--- Begin ---
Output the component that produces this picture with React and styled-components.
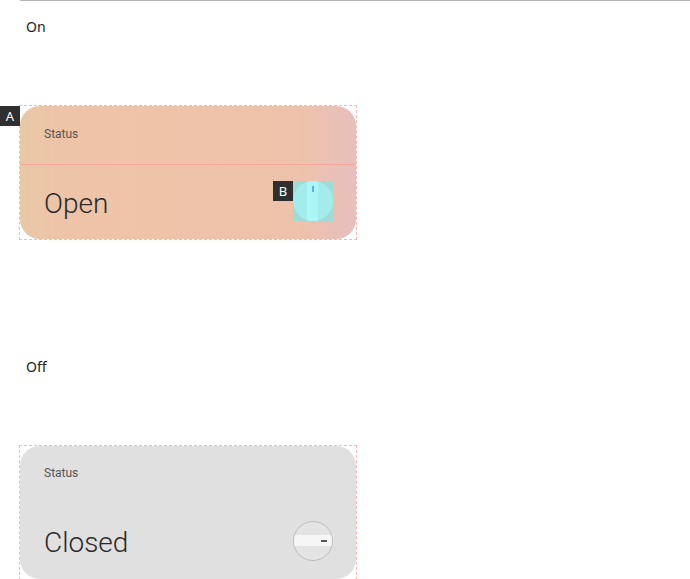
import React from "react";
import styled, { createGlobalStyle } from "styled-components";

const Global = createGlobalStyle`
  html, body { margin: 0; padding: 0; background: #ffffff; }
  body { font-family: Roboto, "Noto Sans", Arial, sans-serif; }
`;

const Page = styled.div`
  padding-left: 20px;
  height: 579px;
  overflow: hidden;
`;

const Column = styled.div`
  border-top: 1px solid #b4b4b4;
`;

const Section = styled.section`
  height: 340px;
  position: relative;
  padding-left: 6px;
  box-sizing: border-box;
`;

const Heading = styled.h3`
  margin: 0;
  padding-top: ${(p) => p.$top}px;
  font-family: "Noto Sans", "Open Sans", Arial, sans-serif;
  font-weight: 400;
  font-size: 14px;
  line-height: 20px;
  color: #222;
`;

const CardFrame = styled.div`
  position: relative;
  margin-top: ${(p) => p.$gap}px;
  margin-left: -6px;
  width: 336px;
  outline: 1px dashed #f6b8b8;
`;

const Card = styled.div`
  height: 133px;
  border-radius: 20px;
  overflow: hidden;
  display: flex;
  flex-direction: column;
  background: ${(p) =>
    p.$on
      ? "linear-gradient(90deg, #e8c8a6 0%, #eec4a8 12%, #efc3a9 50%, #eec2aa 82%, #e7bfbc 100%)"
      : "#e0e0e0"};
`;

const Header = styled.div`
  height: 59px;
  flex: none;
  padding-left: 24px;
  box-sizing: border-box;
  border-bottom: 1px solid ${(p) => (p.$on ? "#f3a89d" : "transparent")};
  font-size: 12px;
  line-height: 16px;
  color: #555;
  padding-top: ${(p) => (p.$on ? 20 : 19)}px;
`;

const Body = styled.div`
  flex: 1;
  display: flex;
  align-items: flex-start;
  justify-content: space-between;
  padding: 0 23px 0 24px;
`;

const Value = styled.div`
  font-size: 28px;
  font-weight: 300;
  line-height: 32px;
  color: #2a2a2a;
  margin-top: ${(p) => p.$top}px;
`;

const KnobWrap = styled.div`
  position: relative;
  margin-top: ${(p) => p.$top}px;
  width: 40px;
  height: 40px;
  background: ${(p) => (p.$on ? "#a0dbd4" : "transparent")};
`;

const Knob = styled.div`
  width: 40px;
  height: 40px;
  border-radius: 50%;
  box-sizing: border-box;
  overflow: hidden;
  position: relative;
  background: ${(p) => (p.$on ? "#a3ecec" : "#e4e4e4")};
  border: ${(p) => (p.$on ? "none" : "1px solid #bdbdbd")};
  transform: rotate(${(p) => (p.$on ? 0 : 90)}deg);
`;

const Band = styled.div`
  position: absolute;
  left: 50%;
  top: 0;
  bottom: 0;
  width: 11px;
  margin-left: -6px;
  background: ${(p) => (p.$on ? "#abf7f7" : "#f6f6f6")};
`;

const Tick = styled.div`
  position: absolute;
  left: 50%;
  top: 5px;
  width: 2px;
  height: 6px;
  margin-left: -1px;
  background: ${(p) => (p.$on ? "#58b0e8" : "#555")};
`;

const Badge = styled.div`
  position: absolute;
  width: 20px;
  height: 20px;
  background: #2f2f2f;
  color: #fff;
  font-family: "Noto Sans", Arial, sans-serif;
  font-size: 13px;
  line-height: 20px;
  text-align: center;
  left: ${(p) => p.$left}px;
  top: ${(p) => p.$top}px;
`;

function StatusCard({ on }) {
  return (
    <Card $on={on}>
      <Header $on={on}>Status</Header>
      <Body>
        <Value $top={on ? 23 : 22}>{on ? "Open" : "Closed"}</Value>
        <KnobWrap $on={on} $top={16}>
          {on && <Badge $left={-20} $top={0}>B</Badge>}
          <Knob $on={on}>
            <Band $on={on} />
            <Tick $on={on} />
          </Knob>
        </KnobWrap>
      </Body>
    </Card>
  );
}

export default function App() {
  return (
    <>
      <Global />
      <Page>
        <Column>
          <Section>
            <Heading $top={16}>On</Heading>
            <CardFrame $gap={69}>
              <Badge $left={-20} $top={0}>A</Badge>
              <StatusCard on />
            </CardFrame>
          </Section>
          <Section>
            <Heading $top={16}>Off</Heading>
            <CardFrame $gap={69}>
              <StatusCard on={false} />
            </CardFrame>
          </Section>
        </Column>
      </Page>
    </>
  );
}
--- End ---
--- Begin ---
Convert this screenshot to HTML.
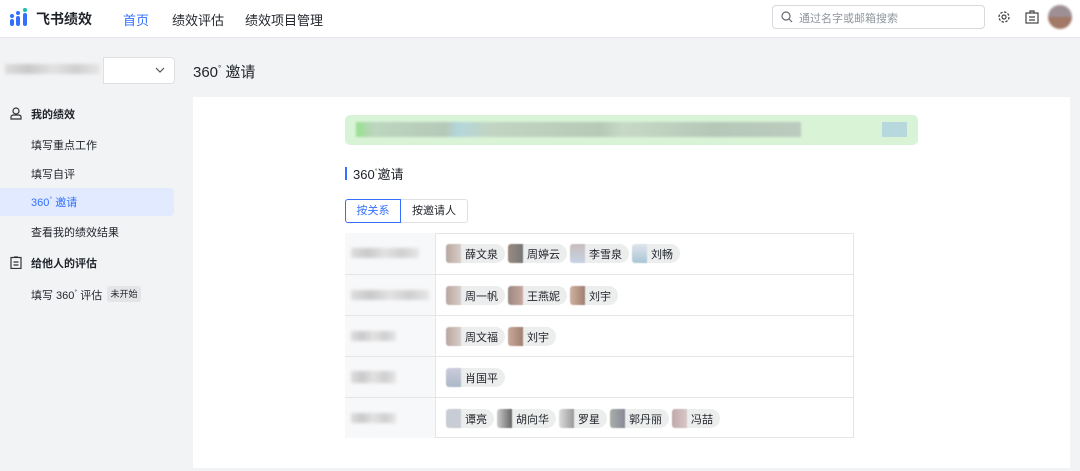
--- End ---
* _PROBLEM DETAILS_:
Find each line holding "this". Copy it out.

* _REPLY_:
Output the component that produces this picture with React and styled-components.
Convert this screenshot to HTML.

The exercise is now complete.